What I've seen discussed less than Kubrick is the obvious debt Interstellar owes to Terrance Malick. There are scenes straight out of Days of Heaven - I mean, really, if you're going to burn a field, you better know people are going to pick up on that one. It's hard to imagine what this movie would have been - whether it could have been anything - in a world without Tree of Life. It's not just the presence of Jessica Chastain that drives that one home. Every time Nolan brings the music up, lowers the sound on the dialogue, and slides into a montage - particularly on Earth - you can't help but see, immediately, the seams of Nolan's construction. The themes in Interstellar have been carried over lock, stock, and barrel from Tree of Life.

Part of the problem is that, philosophically speaking, the movie doesn't have a brain cell in its head. Malick is a heady filmmaker in part because he is a philosopher. When he uses Heidegger to structure a film like Tree of Life, it makes sense because it's coming from a place of deep understanding. The problem with Interestellar is that, while Nolan pays a great deal of attention to his themes, he doesn't really understand them. He papers over his lack of understanding with some trite bullshit about the power of love, and that just doesn't cut it.

Early in the film Matthew McConaughey explains to his daughter the meaning of the phrase Murphy's Law:
Murphy's law doesn't mean that something bad will happen. It means that whatever can happen, will happen.
This would appear to gesture towards the establishment within the film of a Humean world of absolute contingency. But in practice, the film - supposedly about the limitless possibilities of space travel - devolves into a closed-loop time travel narrative, an intricate structure of precise causality monitored by fifth-dimensional beings unhindered by our concept of time. Nolan as a filmmaker is unable to move past the closed loop: despite every opportunity to the contrary, he is unable to break free from the gravity of necessary causation. He is addicted to symmetry, and his movies suffer. His world remains doggedly, persistently Kantian. The frustration at the heart of the narrative - the inability and unwillingness to break free from necessity - could have been fixed by a copy of After Finitude.

Where is this radical contingency, the sensation that "whatever can happen, will happen"? Nowhere to be found in Nolan's film. The visual effects, while nice and occasionally breathtaking, are still nothing particularly new. Instead of grasping the opportunity to give us something new, Nolan gives us a brief flight through subspace, a handful of monoclimate planets, and finally a trip into the heart of a black hole. Maybe I'm jaded, maybe I should have approached the film from the perspective of someone who had never seen a sci-fi film before. Because that is unfortunately necessary in order to accept that this is at all visually interesting. My immediate takeaway from the film was that Nolan is a filmmaker who loves making sci-fi movies but dislikes sci-fi, and the lack of imagination on display here - a water planet with big waves! an ice planet with glaciers! - speaks to a larger lack of motivation. It all makes sense for the story, yes, that these are useless planets with no appeal, but that brings us back to Nolan's motivation at the heart of the movie - with all the resources of the most technologically advanced movie-making apparatus in history at your disposal, this is what you choose to show us? Ice Planet? Planet Waves?

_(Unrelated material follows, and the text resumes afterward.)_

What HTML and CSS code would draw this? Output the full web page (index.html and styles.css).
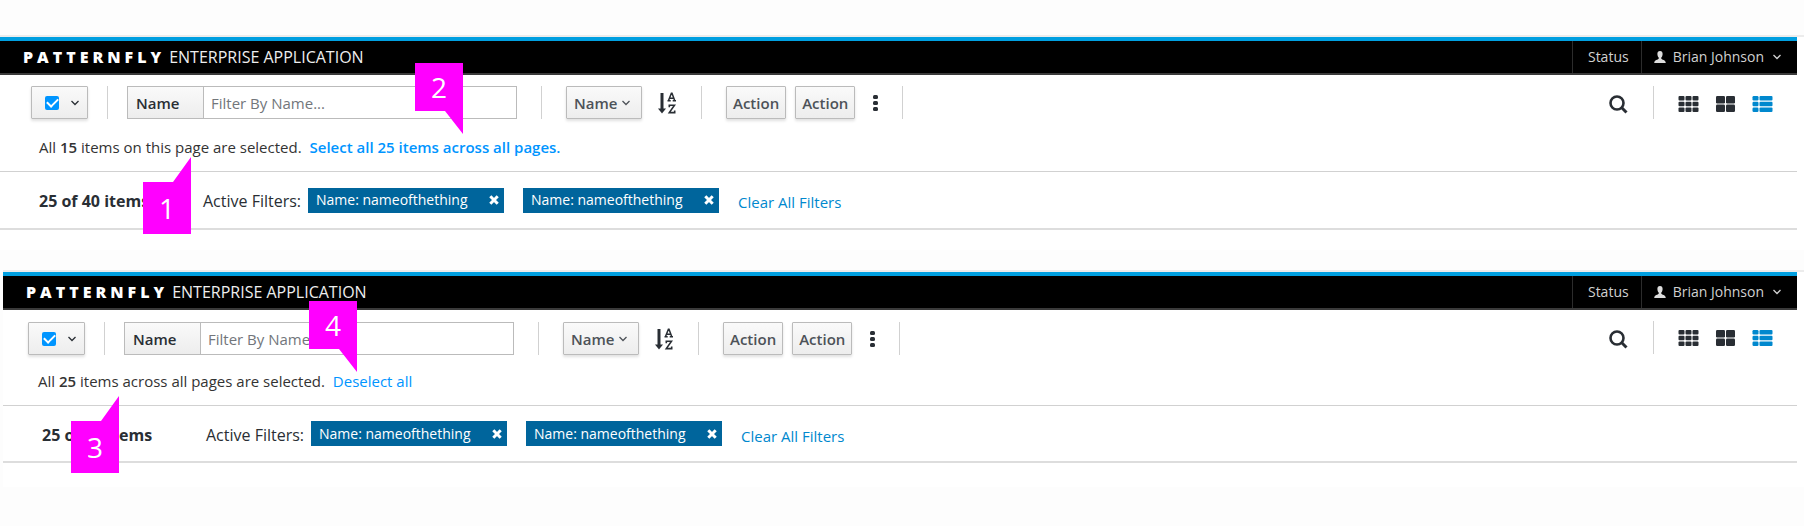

I understand that some attempt was made to keep much of the film's science close to something we could reasonably call "hard sci-fi." In practice what this often (not always) means is that they take all the fun stuff out of the genre in exchange for people explaining why they can't do things. The film gets some play out of the divide here (in another echo of 2001), establishing that humans are limited more or less by the capabilities of real-world science, while the mysterious beings who give Earth the wormhole are not bound by the same laws. What we get is the hand-wave that the fifth-dimensional beings who set the plot in motion are able to do things - such as play with the laws of space-time as if they were taffy - that otherwise are impossible according to the laws of the universe. But after we establish that, the movie should obviously be heading towards some kind of revelation regarding these mysterious beings. 2001 gets around having to explain what the monoliths are and who built them by giving us instead more deeply intriguing questions, until finally ending the movie on a note of supremely satisfying mystery. There's no mystery in Nolan's universe: the question of who the mysterious beings are is answered by Matthew McConaughey in a toss-off line, with no real explanation as to how he came to that conclusion. Nolan can imagine blasting off to distant galaxies, but he can't imagine finding anything to look at more interesting than a mirror, and no mysteries more bewildering than the human heart.

For point of comparison, look at Contact, a movie that only gets better with every passing year. There was a movie with a startlingly similar premise that stubbornly refused to wrap everything up in a neat package. It also had Matthew McConaughey, which proves again that even though I get older, these actors stay the same age.

Maybe that's what some people want to hear. Maybe the fact that the movie essentially ends by reiterating that "the fifth dimension is love!" is a great way to end a movie in 2014, reassuring the viewing audience that regardless of how scary the universe may be we can stay grounded by sticking close to our good old fashioned down home values. I do like the fact that Anne Hathaway gives a big stupid speech about the power of love right before being shot down by the more pragmatic Matthew McConaughey - even if she is later revealed to be right because love will keep us together. No matter how big space is . . . and while we're on the subject, why did the put the wormhole next to Saturn? If they wanted humanity to use the wormhole to save civilization, why not put it somewhere closer? Like, say, anywhere closer than Saturn?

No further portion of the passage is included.